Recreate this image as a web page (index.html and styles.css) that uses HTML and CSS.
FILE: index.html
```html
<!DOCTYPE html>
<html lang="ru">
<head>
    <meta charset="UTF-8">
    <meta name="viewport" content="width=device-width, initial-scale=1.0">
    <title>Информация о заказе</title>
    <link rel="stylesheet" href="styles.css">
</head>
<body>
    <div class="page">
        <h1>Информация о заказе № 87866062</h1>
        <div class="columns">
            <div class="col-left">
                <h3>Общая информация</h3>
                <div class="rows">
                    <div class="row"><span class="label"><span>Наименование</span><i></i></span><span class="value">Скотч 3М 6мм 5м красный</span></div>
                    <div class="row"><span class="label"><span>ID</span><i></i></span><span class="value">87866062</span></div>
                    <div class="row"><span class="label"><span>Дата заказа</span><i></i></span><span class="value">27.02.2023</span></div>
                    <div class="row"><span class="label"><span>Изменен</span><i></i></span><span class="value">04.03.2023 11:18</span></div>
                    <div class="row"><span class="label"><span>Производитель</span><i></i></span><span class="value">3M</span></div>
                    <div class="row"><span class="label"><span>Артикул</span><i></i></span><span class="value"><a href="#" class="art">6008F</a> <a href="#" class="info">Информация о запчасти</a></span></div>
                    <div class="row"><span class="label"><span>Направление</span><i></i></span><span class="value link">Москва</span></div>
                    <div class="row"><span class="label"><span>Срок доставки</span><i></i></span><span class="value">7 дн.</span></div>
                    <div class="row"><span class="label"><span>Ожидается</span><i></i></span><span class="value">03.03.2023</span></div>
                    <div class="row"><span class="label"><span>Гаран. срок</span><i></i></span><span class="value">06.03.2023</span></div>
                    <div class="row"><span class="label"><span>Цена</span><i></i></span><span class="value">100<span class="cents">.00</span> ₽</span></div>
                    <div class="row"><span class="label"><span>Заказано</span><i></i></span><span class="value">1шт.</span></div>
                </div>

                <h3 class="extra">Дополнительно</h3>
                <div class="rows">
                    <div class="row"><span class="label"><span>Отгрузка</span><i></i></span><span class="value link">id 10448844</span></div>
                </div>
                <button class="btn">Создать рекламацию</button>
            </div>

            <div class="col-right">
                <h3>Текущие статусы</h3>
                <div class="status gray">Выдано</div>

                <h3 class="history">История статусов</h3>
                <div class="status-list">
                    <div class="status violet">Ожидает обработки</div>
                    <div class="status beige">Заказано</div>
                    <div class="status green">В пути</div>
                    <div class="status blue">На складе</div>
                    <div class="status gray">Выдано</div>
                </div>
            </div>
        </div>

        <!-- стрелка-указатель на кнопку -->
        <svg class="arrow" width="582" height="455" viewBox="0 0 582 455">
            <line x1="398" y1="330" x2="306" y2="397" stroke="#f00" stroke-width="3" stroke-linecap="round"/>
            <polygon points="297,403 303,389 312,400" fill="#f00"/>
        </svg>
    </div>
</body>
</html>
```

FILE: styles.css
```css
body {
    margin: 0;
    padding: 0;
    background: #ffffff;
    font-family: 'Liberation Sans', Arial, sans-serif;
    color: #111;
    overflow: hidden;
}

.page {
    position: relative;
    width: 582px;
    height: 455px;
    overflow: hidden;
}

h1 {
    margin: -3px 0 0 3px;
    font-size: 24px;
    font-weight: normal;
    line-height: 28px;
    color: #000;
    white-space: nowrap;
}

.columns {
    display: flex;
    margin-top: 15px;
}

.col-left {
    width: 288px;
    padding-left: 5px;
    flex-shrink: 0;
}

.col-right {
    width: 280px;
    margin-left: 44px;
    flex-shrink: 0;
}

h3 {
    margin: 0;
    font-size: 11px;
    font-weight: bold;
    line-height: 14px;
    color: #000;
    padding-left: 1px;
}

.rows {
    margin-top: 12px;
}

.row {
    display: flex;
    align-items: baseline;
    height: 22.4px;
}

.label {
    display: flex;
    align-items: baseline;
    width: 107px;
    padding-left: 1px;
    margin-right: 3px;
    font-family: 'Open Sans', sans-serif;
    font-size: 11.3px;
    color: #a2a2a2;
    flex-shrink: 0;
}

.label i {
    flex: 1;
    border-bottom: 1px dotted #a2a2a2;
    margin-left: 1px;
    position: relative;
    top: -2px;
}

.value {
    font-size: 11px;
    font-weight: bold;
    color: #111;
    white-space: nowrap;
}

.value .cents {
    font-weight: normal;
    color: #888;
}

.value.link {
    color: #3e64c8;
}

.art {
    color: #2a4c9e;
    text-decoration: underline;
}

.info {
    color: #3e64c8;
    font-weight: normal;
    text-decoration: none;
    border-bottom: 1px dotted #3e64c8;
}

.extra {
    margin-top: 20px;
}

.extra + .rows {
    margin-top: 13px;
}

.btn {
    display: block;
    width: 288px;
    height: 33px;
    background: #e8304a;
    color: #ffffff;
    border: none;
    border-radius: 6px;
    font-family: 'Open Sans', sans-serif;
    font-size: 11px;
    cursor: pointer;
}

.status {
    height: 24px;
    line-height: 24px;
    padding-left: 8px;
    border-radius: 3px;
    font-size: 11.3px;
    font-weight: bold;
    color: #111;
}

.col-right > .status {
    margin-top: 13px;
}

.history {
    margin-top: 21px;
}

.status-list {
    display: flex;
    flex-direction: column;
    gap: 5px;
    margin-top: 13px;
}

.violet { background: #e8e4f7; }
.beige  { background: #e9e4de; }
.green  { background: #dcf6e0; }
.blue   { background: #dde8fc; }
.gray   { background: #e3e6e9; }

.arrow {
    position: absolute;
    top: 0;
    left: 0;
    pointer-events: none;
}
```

Instruction
Write down the full listing again, exactly.

Solution to the problem
Recreate this image as a web page (index.html and styles.css) that uses HTML and CSS.
FILE: index.html
```html
<!DOCTYPE html>
<html lang="ru">
<head>
    <meta charset="UTF-8">
    <meta name="viewport" content="width=device-width, initial-scale=1.0">
    <title>Информация о заказе</title>
    <link rel="stylesheet" href="styles.css">
</head>
<body>
    <div class="page">
        <h1>Информация о заказе № 87866062</h1>
        <div class="columns">
            <div class="col-left">
                <h3>Общая информация</h3>
                <div class="rows">
                    <div class="row"><span class="label"><span>Наименование</span><i></i></span><span class="value">Скотч 3М 6мм 5м красный</span></div>
                    <div class="row"><span class="label"><span>ID</span><i></i></span><span class="value">87866062</span></div>
                    <div class="row"><span class="label"><span>Дата заказа</span><i></i></span><span class="value">27.02.2023</span></div>
                    <div class="row"><span class="label"><span>Изменен</span><i></i></span><span class="value">04.03.2023 11:18</span></div>
                    <div class="row"><span class="label"><span>Производитель</span><i></i></span><span class="value">3M</span></div>
                    <div class="row"><span class="label"><span>Артикул</span><i></i></span><span class="value"><a href="#" class="art">6008F</a> <a href="#" class="info">Информация о запчасти</a></span></div>
                    <div class="row"><span class="label"><span>Направление</span><i></i></span><span class="value link">Москва</span></div>
                    <div class="row"><span class="label"><span>Срок доставки</span><i></i></span><span class="value">7 дн.</span></div>
                    <div class="row"><span class="label"><span>Ожидается</span><i></i></span><span class="value">03.03.2023</span></div>
                    <div class="row"><span class="label"><span>Гаран. срок</span><i></i></span><span class="value">06.03.2023</span></div>
                    <div class="row"><span class="label"><span>Цена</span><i></i></span><span class="value">100<span class="cents">.00</span> ₽</span></div>
                    <div class="row"><span class="label"><span>Заказано</span><i></i></span><span class="value">1шт.</span></div>
                </div>

                <h3 class="extra">Дополнительно</h3>
                <div class="rows">
                    <div class="row"><span class="label"><span>Отгрузка</span><i></i></span><span class="value link">id 10448844</span></div>
                </div>
                <button class="btn">Создать рекламацию</button>
            </div>

            <div class="col-right">
                <h3>Текущие статусы</h3>
                <div class="status gray">Выдано</div>

                <h3 class="history">История статусов</h3>
                <div class="status-list">
                    <div class="status violet">Ожидает обработки</div>
                    <div class="status beige">Заказано</div>
                    <div class="status green">В пути</div>
                    <div class="status blue">На складе</div>
                    <div class="status gray">Выдано</div>
                </div>
            </div>
        </div>

        <!-- стрелка-указатель на кнопку -->
        <svg class="arrow" width="582" height="455" viewBox="0 0 582 455">
            <line x1="398" y1="330" x2="306" y2="397" stroke="#f00" stroke-width="3" stroke-linecap="round"/>
            <polygon points="297,403 303,389 312,400" fill="#f00"/>
        </svg>
    </div>
</body>
</html>
```

FILE: styles.css
```css
body {
    margin: 0;
    padding: 0;
    background: #ffffff;
    font-family: 'Liberation Sans', Arial, sans-serif;
    color: #111;
    overflow: hidden;
}

.page {
    position: relative;
    width: 582px;
    height: 455px;
    overflow: hidden;
}

h1 {
    margin: -3px 0 0 3px;
    font-size: 24px;
    font-weight: normal;
    line-height: 28px;
    color: #000;
    white-space: nowrap;
}

.columns {
    display: flex;
    margin-top: 15px;
}

.col-left {
    width: 288px;
    padding-left: 5px;
    flex-shrink: 0;
}

.col-right {
    width: 280px;
    margin-left: 44px;
    flex-shrink: 0;
}

h3 {
    margin: 0;
    font-size: 11px;
    font-weight: bold;
    line-height: 14px;
    color: #000;
    padding-left: 1px;
}

.rows {
    margin-top: 12px;
}

.row {
    display: flex;
    align-items: baseline;
    height: 22.4px;
}

.label {
    display: flex;
    align-items: baseline;
    width: 107px;
    padding-left: 1px;
    margin-right: 3px;
    font-family: 'Open Sans', sans-serif;
    font-size: 11.3px;
    color: #a2a2a2;
    flex-shrink: 0;
}

.label i {
    flex: 1;
    border-bottom: 1px dotted #a2a2a2;
    margin-left: 1px;
    position: relative;
    top: -2px;
}

.value {
    font-size: 11px;
    font-weight: bold;
    color: #111;
    white-space: nowrap;
}

.value .cents {
    font-weight: normal;
    color: #888;
}

.value.link {
    color: #3e64c8;
}

.art {
    color: #2a4c9e;
    text-decoration: underline;
}

.info {
    color: #3e64c8;
    font-weight: normal;
    text-decoration: none;
    border-bottom: 1px dotted #3e64c8;
}

.extra {
    margin-top: 20px;
}

.extra + .rows {
    margin-top: 13px;
}

.btn {
    display: block;
    width: 288px;
    height: 33px;
    background: #e8304a;
    color: #ffffff;
    border: none;
    border-radius: 6px;
    font-family: 'Open Sans', sans-serif;
    font-size: 11px;
    cursor: pointer;
}

.status {
    height: 24px;
    line-height: 24px;
    padding-left: 8px;
    border-radius: 3px;
    font-size: 11.3px;
    font-weight: bold;
    color: #111;
}

.col-right > .status {
    margin-top: 13px;
}

.history {
    margin-top: 21px;
}

.status-list {
    display: flex;
    flex-direction: column;
    gap: 5px;
    margin-top: 13px;
}

.violet { background: #e8e4f7; }
.beige  { background: #e9e4de; }
.green  { background: #dcf6e0; }
.blue   { background: #dde8fc; }
.gray   { background: #e3e6e9; }

.arrow {
    position: absolute;
    top: 0;
    left: 0;
    pointer-events: none;
}
```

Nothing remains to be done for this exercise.